Construction defects, transition, and the 2022 clock reset
The largest New Jersey condo-litigation category is construction-defect and transition claims: associations sue developers for design and construction defects discovered after control transfers. The statute of limitations is six years from when the claimant knew or should have known of the defect, subject to a ten-year statute of repose. A pivotal 2022 amendment (P.L. 2022, c. 1) provides that for associations the six-year clock does not start until control transfers from the developer to the owners — a major pro-association change that keeps defect claims actionable longer. A building still inside that window can have live, unresolved defect exposure.
Why active litigation matters to a buyer
Construction-defect and transition litigation cuts both ways. A successful claim can fund envelope, balcony, structural, or waterproofing repairs and shore up reserves — but active litigation often stalls financing, because lenders disfavor associations in litigation and may treat the project as non-warrantable until it resolves. Read whether a defect or transition suit is pending, what it covers, and whether any recovery is earmarked against known repairs, then weigh the financing impact against the repair benefit. The New Home Warranty Act also provides a statutory warranty path that may run alongside a defect claim.
Reserve, structural, and insurance disputes
Because the DCA does not enforce the 2024 reserve and structural mandates, owners who believe a board is non-compliant must bring civil suits — an emerging New Jersey litigation frontier as the law matures. Separately, post-Sandy and post-Ida flood and wind claims have produced coverage disputes between associations and carriers. An association litigating a master-policy claim is a real risk flag, because an unresolved or underpaid claim can leave repairs stalled and underfunded, with special-assessment risk landing on owners. Ask directly whether any storm or coverage claim is contested.

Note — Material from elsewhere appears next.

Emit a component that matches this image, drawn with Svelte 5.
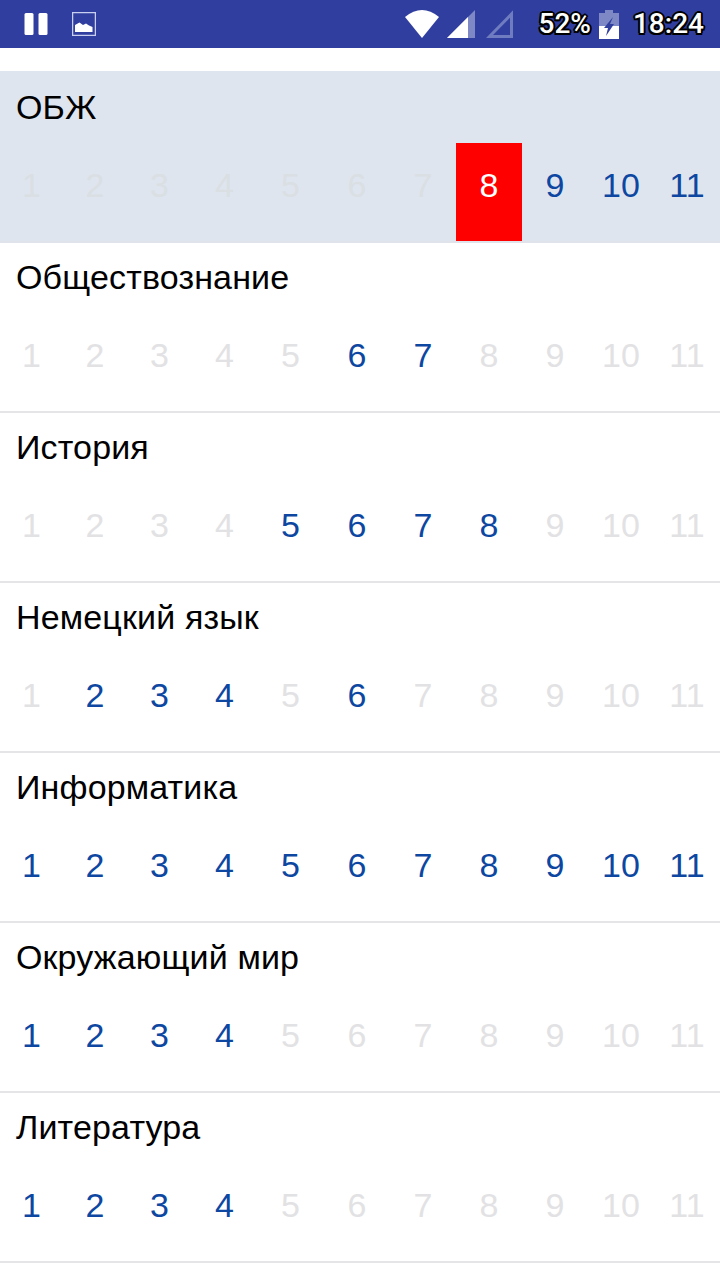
<script>
  const all = [1, 2, 3, 4, 5, 6, 7, 8, 9, 10, 11];
  const rows = [
    { name: 'ОБЖ', active: [9, 10, 11], selected: 8 },
    { name: 'Обществознание', active: [6, 7] },
    { name: 'История', active: [5, 6, 7, 8] },
    { name: 'Немецкий язык', active: [2, 3, 4, 6] },
    { name: 'Информатика', active: all },
    { name: 'Окружающий мир', active: [1, 2, 3, 4] },
    { name: 'Литература', active: [1, 2, 3, 4] }
  ];
</script>

<div class="status">
  <div class="left">
    <svg class="pause" viewBox="0 0 24 24" width="24" height="24"><rect x="0.5" y="1" width="9" height="22" rx="1.5" fill="#fff"/><rect x="14.5" y="1" width="9" height="22" rx="1.5" fill="#fff"/></svg>
    <svg class="pic" viewBox="0 0 24 24" width="24" height="24"><rect x="0.5" y="0.5" width="23" height="23" fill="none" stroke="#c8cff0" stroke-width="1.5"/><path d="M3 20V13L7.5 10.5L11 13L14 11.5L17 13.5L20.5 15V20Z" fill="#fff"/></svg>
  </div>
  <div class="right">
    <svg class="wifi" viewBox="0 0 34 28" width="34" height="28"><path d="M0 7Q17 -7 34 7L17 28Z" fill="#fff"/></svg>
    <svg class="sig" viewBox="0 0 28 28" width="28" height="28"><path d="M0 28L28 0V28Z" fill="#7d88c5"/><path d="M0 28L21 7V28Z" fill="#fff"/></svg>
    <svg class="sig2" viewBox="0 0 27 28" width="27" height="28"><path d="M3.5 26.5L25.5 4V26.5Z" fill="none" stroke="#6f7cc0" stroke-width="3"/></svg>
    <span class="stxt pct">52%</span>
    <svg class="batt" viewBox="0 0 20 29" width="20" height="29"><path d="M6 0H14V3H20V29H0V3H6Z" fill="#7d88c5"/><path d="M0 16H20V29H0Z" fill="#fff"/><path d="M14 7L5 18H9L7 26L15 14H11Z" fill="#303f9f"/></svg>
    <span class="stxt time">18:24</span>
  </div>
</div>

<div class="list">
  {#each rows as row, i}
    <section class="row" class:hl={i === 0}>
      <h2>{row.name}</h2>
      <div class="nums">
        {#each all as n}
          <span class="num" class:on={row.active.includes(n)} class:sel={row.selected === n}>{n}</span>
        {/each}
      </div>
    </section>
  {/each}
</div>

<style>
  :global(body) {
    margin: 0;
    background: #fff;
    font-family: "Liberation Sans", Arial, sans-serif;
  }
  .status {
    height: 48px;
    background: #303f9f;
    display: flex;
    align-items: center;
    justify-content: space-between;
    padding: 0 16px 0 24px;
  }
  .left, .right { display: flex; align-items: center; }
  .pic { margin-left: 24px; }
  .sig { margin-left: 8px; }
  .sig2 { margin-left: 11px; }
  .stxt {
    font-family: Roboto, sans-serif;
    font-weight: 500;
    font-size: 28px;
    line-height: 48px;
    color: #fff;
    text-shadow: -2px 0 0 #000, 2px 0 0 #000, 0 -2px 0 #000, 0 2px 0 #000, -1.5px -1.5px 0 #000, 1.5px -1.5px 0 #000, -1.5px 1.5px 0 #000, 1.5px 1.5px 0 #000;
  }
  .pct { margin-left: 26px; }
  .batt { margin-left: 8px; }
  .time { margin-left: 14px; }
  .list { padding-top: 23px; }
  .row {
    height: 170px;
    box-sizing: border-box;
    border-bottom: 2px solid #e5e5e7;
    display: flex;
    flex-direction: column;
  }
  .row.hl {
    height: 172px;
    padding-top: 2px;
    background: #dfe5ef;
    border-bottom-color: #e0e4ea;
  }
  h2 {
    margin: 0;
    height: 70px;
    padding-left: 16px;
    font-weight: 400;
    font-size: 34px;
    letter-spacing: 0.15px;
    line-height: 68px;
    color: #000;
  }
  .nums {
    display: grid;
    grid-template-columns: 63px 64px 65px 65px 67px 66px 66px 66px 66px 66px 66px;
    height: 98px;
  }
  .num {
    display: flex;
    align-items: center;
    justify-content: center;
    box-sizing: border-box;
    padding-bottom: 14px;
    font-size: 34px;
    color: #e2e2e4;
  }
  .hl .num { color: #d9dfe2; }
  .num.on, .hl .num.on { color: #0d47a1; }
  .num.sel, .hl .num.sel { background: #f00; color: #fff; }
</style>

How litigation is disclosed — and the ADR filter
Pending litigation is commonly disclosed in resale packages and is a standard buyer due-diligence item, but the exact statutory disclosure obligation varies, so request a written litigation summary from association counsel and read the financial statements' contingency notes. Note too that New Jersey requires mandatory ADR for housing-related disputes between owners and the association before litigation (N.J.S.A. 45:22A-44(c)), so many governance and enforcement disputes are funneled into mediation or arbitration before they ever become filed lawsuits — meaning the minutes and counsel letters often reveal more than the court docket.
New Jersey legal references
- P.L. 2022, c. 1 (S396) — Defect SOL runs from transition; 6-year SOL / 10-year repose
- N.J.S.A. 45:22A-44 — Mandatory ADR for housing-related disputes
- N.J.S.A. 45:22A-47 — Developer transition of control
Informational only. Not legal advice. Always confirm against current statute and counsel.
Need help applying these New Jersey statutes to your specific situation? We can connect you with state-licensed counsel and specialists familiar with this exact regulatory environment.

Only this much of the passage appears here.